[Dataset excerpt start]
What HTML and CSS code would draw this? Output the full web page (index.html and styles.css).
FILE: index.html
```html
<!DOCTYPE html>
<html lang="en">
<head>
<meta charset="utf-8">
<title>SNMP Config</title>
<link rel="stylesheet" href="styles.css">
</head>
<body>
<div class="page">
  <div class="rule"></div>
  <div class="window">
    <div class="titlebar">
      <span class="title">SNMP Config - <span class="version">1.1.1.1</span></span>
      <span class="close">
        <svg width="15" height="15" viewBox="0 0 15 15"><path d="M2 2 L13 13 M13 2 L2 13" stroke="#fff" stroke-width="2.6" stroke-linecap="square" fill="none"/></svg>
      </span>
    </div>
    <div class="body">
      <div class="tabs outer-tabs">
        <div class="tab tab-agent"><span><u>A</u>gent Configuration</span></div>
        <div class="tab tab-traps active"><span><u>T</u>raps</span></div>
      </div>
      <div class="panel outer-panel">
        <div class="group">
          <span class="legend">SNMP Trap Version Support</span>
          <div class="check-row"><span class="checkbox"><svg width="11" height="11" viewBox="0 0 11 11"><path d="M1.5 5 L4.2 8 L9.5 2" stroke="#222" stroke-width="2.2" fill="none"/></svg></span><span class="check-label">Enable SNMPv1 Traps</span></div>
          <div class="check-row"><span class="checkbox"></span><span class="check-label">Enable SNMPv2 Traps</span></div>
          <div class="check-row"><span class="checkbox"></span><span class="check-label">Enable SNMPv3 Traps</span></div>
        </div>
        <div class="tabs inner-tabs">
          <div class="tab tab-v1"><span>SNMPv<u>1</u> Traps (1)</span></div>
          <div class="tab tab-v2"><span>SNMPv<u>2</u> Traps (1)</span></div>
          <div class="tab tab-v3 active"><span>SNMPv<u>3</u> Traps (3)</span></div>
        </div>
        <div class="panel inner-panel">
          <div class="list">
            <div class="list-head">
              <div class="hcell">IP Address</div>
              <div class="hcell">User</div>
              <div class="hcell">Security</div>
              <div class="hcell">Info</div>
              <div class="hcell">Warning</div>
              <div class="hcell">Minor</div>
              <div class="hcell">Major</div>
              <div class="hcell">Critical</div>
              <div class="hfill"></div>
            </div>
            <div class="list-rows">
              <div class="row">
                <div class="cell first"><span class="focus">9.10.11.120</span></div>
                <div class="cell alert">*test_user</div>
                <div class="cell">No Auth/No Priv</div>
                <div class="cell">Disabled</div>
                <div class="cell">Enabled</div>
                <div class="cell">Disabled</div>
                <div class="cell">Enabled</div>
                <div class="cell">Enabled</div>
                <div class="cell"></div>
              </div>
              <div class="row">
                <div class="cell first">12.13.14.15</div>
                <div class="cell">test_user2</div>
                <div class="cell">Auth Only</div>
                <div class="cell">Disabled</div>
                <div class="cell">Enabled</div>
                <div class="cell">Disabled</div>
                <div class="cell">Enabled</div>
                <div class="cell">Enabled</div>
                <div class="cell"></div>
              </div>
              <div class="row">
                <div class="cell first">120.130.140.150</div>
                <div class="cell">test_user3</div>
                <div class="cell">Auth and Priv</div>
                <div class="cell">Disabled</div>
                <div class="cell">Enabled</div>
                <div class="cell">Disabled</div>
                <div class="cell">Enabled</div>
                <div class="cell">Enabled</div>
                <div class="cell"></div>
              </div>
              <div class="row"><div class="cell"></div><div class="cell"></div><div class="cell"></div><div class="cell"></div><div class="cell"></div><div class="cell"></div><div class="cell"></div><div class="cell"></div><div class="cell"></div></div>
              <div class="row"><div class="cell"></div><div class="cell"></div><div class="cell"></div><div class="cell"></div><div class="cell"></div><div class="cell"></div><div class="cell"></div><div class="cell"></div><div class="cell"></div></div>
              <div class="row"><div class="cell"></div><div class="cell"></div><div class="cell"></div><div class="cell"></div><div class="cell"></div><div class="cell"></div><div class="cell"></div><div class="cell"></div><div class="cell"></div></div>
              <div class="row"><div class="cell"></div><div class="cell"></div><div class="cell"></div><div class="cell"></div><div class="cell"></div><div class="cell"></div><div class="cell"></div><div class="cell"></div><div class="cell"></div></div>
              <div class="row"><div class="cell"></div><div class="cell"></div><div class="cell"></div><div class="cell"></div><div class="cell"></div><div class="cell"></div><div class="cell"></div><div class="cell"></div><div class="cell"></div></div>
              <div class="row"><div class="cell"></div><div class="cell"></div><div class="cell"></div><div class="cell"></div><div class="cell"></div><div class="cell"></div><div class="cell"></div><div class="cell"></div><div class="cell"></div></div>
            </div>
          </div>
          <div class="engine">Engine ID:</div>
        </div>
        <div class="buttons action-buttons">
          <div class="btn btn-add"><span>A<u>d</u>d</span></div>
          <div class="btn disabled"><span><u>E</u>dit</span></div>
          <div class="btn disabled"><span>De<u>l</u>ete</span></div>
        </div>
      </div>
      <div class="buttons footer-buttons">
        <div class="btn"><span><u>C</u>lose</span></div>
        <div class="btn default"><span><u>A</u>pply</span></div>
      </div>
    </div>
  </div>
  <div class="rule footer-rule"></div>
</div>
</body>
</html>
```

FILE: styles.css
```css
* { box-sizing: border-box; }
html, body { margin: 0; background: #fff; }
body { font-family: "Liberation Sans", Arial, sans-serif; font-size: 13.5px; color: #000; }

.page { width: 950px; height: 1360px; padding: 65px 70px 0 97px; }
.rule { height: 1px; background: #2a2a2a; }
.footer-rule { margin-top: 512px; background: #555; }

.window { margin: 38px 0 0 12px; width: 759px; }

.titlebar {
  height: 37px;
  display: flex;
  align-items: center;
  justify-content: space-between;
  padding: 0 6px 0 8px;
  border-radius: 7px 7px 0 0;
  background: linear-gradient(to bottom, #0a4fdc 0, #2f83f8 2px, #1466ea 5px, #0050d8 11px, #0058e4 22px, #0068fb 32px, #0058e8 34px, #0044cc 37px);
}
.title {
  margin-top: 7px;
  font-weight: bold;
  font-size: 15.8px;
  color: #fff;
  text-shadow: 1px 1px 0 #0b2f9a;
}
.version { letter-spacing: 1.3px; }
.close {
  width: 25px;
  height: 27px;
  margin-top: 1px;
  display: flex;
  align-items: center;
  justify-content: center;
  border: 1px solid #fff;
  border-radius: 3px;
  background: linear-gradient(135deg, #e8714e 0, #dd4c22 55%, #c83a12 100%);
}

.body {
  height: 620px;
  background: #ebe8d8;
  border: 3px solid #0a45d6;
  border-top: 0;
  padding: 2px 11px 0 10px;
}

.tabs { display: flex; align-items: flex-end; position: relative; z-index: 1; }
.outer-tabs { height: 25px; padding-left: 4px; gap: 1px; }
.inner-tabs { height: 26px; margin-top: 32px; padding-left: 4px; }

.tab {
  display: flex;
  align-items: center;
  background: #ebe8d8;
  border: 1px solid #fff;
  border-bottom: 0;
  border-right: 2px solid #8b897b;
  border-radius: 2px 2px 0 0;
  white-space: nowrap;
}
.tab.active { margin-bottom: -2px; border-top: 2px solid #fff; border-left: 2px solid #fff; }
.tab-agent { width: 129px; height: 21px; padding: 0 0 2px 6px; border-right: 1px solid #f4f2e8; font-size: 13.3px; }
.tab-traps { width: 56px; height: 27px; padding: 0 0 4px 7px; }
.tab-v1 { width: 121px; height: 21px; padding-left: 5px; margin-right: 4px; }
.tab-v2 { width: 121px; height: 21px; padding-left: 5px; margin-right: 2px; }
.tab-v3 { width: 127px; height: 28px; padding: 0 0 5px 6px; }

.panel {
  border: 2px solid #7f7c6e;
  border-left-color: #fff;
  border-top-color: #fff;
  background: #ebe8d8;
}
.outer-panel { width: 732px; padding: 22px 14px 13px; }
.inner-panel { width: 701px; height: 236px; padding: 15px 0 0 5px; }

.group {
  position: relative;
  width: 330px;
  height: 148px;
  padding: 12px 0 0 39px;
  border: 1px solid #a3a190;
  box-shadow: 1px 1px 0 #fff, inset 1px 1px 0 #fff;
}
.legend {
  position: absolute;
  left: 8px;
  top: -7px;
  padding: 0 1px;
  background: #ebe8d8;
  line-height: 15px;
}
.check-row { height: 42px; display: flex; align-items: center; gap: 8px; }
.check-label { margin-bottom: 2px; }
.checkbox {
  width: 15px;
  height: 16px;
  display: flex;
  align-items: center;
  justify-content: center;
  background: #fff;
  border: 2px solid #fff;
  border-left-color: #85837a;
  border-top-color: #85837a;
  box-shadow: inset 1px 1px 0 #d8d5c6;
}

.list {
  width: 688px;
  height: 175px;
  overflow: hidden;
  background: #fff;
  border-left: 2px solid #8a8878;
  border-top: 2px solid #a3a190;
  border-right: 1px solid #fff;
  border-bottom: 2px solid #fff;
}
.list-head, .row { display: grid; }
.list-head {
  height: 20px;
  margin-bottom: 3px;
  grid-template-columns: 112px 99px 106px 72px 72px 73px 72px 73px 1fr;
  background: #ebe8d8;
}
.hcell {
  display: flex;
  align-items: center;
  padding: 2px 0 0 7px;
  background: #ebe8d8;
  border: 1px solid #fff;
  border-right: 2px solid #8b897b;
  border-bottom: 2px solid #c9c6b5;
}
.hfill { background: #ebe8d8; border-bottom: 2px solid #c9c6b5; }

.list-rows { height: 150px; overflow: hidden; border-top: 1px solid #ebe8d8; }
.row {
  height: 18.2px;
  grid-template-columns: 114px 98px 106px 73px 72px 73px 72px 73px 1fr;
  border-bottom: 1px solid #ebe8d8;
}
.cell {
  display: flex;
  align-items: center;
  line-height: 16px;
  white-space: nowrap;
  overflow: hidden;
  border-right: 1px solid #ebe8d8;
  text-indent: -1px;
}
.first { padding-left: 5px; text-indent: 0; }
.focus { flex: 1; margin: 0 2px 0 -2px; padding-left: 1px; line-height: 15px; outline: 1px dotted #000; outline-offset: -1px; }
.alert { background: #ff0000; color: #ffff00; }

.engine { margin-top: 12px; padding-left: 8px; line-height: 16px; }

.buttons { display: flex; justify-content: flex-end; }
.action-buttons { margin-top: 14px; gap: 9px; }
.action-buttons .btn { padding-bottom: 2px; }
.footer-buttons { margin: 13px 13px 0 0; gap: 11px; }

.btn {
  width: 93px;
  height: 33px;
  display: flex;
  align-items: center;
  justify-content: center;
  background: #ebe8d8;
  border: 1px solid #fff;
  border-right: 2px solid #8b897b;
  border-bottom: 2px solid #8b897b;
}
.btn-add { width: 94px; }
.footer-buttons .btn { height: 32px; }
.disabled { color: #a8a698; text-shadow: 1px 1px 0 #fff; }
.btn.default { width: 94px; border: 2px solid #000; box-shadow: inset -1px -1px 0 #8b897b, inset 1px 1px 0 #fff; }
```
[Dataset excerpt end]
Show all lines from the listing above in which "styles" appears.

__Output__.
What HTML and CSS code would draw this? Output the full web page (index.html and styles.css).
<link rel="stylesheet" href="styles.css">
FILE: styles.css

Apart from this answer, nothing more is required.